8 September, 2015 - 10:55

Clearly, there is a demand for knowledge harvesting. However, in order to successfully harvest knowledge, an organization must go much further than just making technological changes. On the contrary, successful knowledge harvesting is largely based upon organizational adjustments; technological changes simply support these organizational activities (Laudon and Laudon, 446). The good news is that most successful knowledge harvesting plans use very similar organizational activities, allowing us to extract a general organizational plan to successfully harvest knowledge (Eisenhart, 52; Chua, 252). Knowledge Harvesting Inc.’s process for knowledge harvesting does a good job of capturing the processes used by most successful knowledge harvesting implementations.

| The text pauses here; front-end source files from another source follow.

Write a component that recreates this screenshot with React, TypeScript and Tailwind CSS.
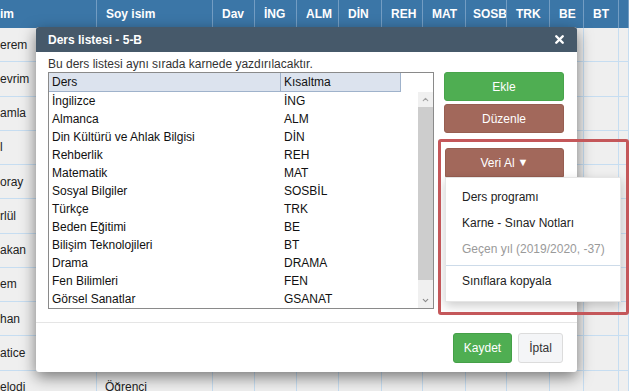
import { X, ChevronUp, ChevronDown } from "lucide-react";

const headers = ["im", "Soy isim", "Dav", "İNG", "ALM", "DİN", "REH", "MAT", "SOSB", "TRK", "BE", "BT", ""];
const names = ["erem", "evrim", "amla", "l", "oray", "rlül", "akan", "em", "han", "atice", "elodi"];

const lessons: [string, string][] = [
  ["İngilizce", "İNG"],
  ["Almanca", "ALM"],
  ["Din Kültürü ve Ahlak Bilgisi", "DİN"],
  ["Rehberlik", "REH"],
  ["Matematik", "MAT"],
  ["Sosyal Bilgiler", "SOSBİL"],
  ["Türkçe", "TRK"],
  ["Beden Eğitimi", "BE"],
  ["Bilişim Teknolojileri", "BT"],
  ["Drama", "DRAMA"],
  ["Fen Bilimleri", "FEN"],
  ["Görsel Sanatlar", "GSANAT"],
];

export default function App() {
  return (
    <div className="relative w-[629px] h-[391px] overflow-hidden bg-[#efefef] font-['Liberation_Sans',Arial,sans-serif] text-[12px] text-[#333]">
      {/* background table */}
      <div className="grid grid-cols-[97px_116px_42px_42px_42px_43px_41px_43px_41px_43px_34px_35px_1fr]">
        {headers.map((h, i) => (
          <div
            key={"h" + i}
            className={
              "h-[28px] bg-[#3b76a7] text-white font-bold flex items-center overflow-hidden whitespace-nowrap border-r border-[#739dc3] " +
              (i === 0 ? "pl-0" : i === 8 ? "pl-[7px]" : "pl-[9px]")
            }
          >
            {h}
          </div>
        ))}
        {names.map((n, r) =>
          headers.map((_, c) => (
            <div
              key={r + "-" + c}
              className={
                "h-[34.27px] bg-[#efefef] border-r border-b border-[#c6ddf1] flex items-center overflow-hidden whitespace-nowrap text-[#222] " +
                (c === 0 ? "pl-0" : "pl-[8px]")
              }
            >
              {c === 0 ? n : c === 1 && r === names.length - 1 ? "Öğrenci" : ""}
            </div>
          ))
        )}
      </div>

      {/* modal */}
      <div className="absolute left-[36px] top-[27px] w-[541px] bg-white rounded-[3px] shadow-[0_5px_15px_rgba(0,0,0,0.5)] flex flex-col">
        <div className="h-[25px] bg-[#46596a] rounded-t-[3px] flex items-center justify-between pl-[12px] pr-[11px]">
          <span className="text-white font-bold text-[12px]">Ders listesi - 5-B</span>
          <X size={13} strokeWidth={4.5} color="#ffffff" />
        </div>
        <div className="relative flex gap-[10px] pl-[12px] pr-[13px] pt-[4px] pb-[13px]">
          <div className="w-[386px] flex flex-col">
            <div className="h-[16px] leading-[16px] text-[#333]">Bu ders listesi aynı sırada karnede yazdırılacaktır.</div>
            <div className="h-[237px] border border-[#8a8a8a] bg-white flex flex-col text-[#111]">
              <div className="h-[19px] flex">
                <div className="w-[232px] bg-[#dce3ee] border-r border-b border-[#9fb2cb] pl-[3px] flex items-center">Ders</div>
                <div className="w-[120px] bg-[#dce3ee] border-r border-b border-[#9fb2cb] pl-[3px] flex items-center">Kısaltma</div>
              </div>
              <div className="flex flex-1">
                <div className="flex-1 flex flex-col">
                  {lessons.map(([d, k]) => (
                    <div key={d} className="h-[18px] flex items-center">
                      <span className="w-[232px] pl-[3px] whitespace-nowrap">{d}</span>
                      <span className="pl-[3px]">{k}</span>
                    </div>
                  ))}
                </div>
                <div className="w-[15px] flex flex-col bg-[#f0f0f0]">
                  <div className="h-[15px] flex items-center justify-center">
                    <ChevronUp size={9} strokeWidth={3} color="#a3a3a3" />
                  </div>
                  <div className="h-[173px] bg-[#cdcdcd]" />
                  <div className="flex-1" />
                  <div className="h-[15px] flex items-center justify-center">
                    <ChevronDown size={9} strokeWidth={3} color="#8a8a8a" />
                  </div>
                </div>
              </div>
            </div>
          </div>
          <div className="w-[120px] flex flex-col pt-[16px]">
            <div className="h-[29px] rounded-[3px] bg-[#4fae52] border border-[#48a44b] text-white flex items-center justify-center">Ekle</div>
            <div className="h-[29px] mt-[3px] rounded-[3px] bg-[#a2685b] border border-[#975e51] text-white flex items-center justify-center">Düzenle</div>
            <div className="h-[29px] mt-[15px] ml-[1px] rounded-t-[3px] bg-[#a2685b] border border-[#975e51] text-white flex items-center justify-center gap-[3px]">
              <span>Veri Al</span>
              <span className="text-[11px]">▼</span>
            </div>
          </div>
        </div>
        <div className="border-t border-[#e5e5e5] flex justify-end gap-[6px] pt-[10px] pb-[9px] pr-[14px]">
          <div className="w-[59px] h-[30px] rounded-[3px] bg-[#4fae52] border border-[#45a048] text-white flex items-center justify-center">Kaydet</div>
          <div className="w-[45px] h-[30px] rounded-[3px] bg-[#f4f5f7] border border-[#dcdcdc] text-[#333] flex items-center justify-center">İptal</div>
        </div>
      </div>

      {/* dropdown menu */}
      <div className="absolute left-[445px] top-[177px] w-[176px] h-[125px] bg-white border border-[rgba(0,0,0,0.1)] shadow-[0_4px_10px_rgba(0,0,0,0.2)] flex flex-col pt-[6px]">
        <div className="h-[26px] pl-[16px] flex items-center text-[#222]">Ders programı</div>
        <div className="h-[26px] pl-[16px] flex items-center text-[#222]">Karne - Sınav Notları</div>
        <div className="h-[26px] pl-[16px] flex items-center text-[#9a9a9a]">Geçen yıl (2019/2020, -37)</div>
        <div className="h-px bg-[#cddbe9] mt-[3px] mb-[2px]" />
        <div className="h-[26px] pl-[16px] flex items-center text-[#222]">Sınıflara kopyala</div>
      </div>

      {/* highlight annotation */}
      <div className="absolute left-[438px] top-[139px] w-[191px] h-[176px] border-[3px] border-[#c4575a] rounded-[3px]" />
    </div>
  );
}
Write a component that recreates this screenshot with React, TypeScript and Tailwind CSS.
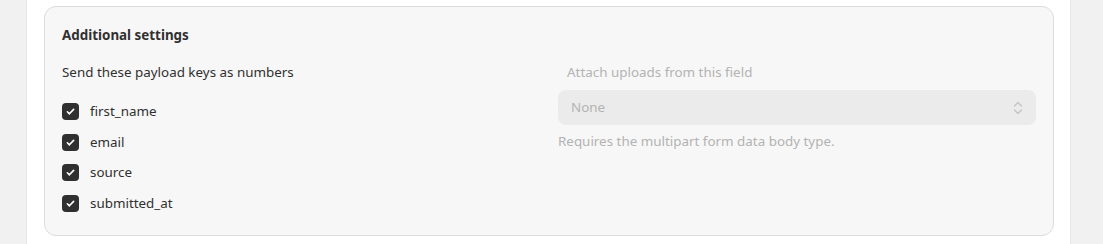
import React from "react";

const keys = ["first_name", "email", "source", "submitted_at"];

function Check() {
  return (
    <span className="flex h-[17px] w-[17px] items-center justify-center rounded-[4px] bg-[#303030]">
      <svg width="11" height="11" viewBox="0 0 12 12" fill="none">
        <path d="M2.6 6.3l2.2 2.2 4.6-4.8" stroke="#fff" strokeWidth="1.8" strokeLinecap="round" strokeLinejoin="round" />
      </svg>
    </span>
  );
}

export default function App() {
  return (
    <div className="flex h-[244px] w-[1103px] bg-[#f1f1f1] text-[13.4px] text-[#303030]" style={{ fontFamily: '"Noto Sans", "Open Sans", sans-serif' }}>
      <div className="w-[27px] shrink-0 border-r border-[#e6e6e6]" />
      <div className="flex w-[1043px] shrink-0 flex-col bg-white pl-[17px] pr-[16px] pt-[6px]">
        <div className="h-[230px] rounded-[12px] border border-[#dcdcdc] bg-[#f7f7f7] pl-[17px] pr-[17px] pt-[17px]">
          <div className="font-bold leading-[22px]">Additional settings</div>
          <div className="mt-[15px] grid grid-cols-2 gap-[18px]">
            <div>
              <div className="leading-[22px]">Send these payload keys as numbers</div>
              <div className="mt-[20px] flex flex-col gap-[13.5px]">
                {keys.map((k) => (
                  <label key={k} className="flex h-[17px] items-center gap-[11px]">
                    <Check />
                    <span>{k}</span>
                  </label>
                ))}
              </div>
            </div>
            <div>
              <div className="pl-[9px] leading-[22px] text-[#b3b3b3]">Attach uploads from this field</div>
              <div className="mt-[7px] flex h-[35px] items-center justify-between rounded-[8px] bg-[#ebebeb] pl-[13px] pr-[12px] text-[#b3b3b3]">
                <span>None</span>
                <svg width="12" height="18" viewBox="0 0 12 18" fill="none">
                  <path d="M2.5 7L6 3.5 9.5 7M2.5 11L6 14.5 9.5 11" stroke="#c4c4c4" strokeWidth="1.3" strokeLinecap="round" strokeLinejoin="round" />
                </svg>
              </div>
              <div className="mt-[5px] leading-[22px] text-[#b3b3b3]">Requires the multipart form data body type.</div>
            </div>
          </div>
        </div>
      </div>
      <div className="flex-1 border-l border-[#e6e6e6]" />
    </div>
  );
}
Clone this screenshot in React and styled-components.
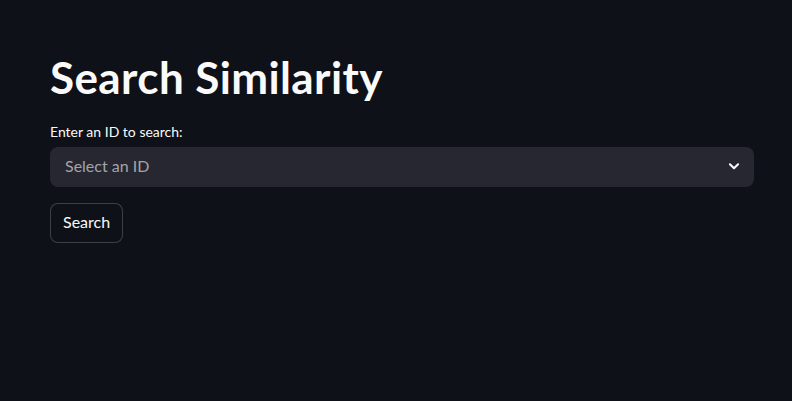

According to Knowledge Harvesting Inc., harvesting requires the following organizational activities: focus – deciding upon the knowledge that needs to be sought out; find and elicit – identifying the experts and interviewing them; and organize – categorizing, expanding, and pruning the results in an appropriate manner (Eisenhart, 52).

To illustrate an implementation of this harvesting process, we will examine how the Army’s Center for Army Lessons Learned (CALL) harvests knowledge. Even though CALL does not consciously use Knowledge Harvesting Inc.’s process for harvesting, we will notice how CALL still distinctly adheres to the same organizational procedures outlined by Knowledge Harvesting Inc.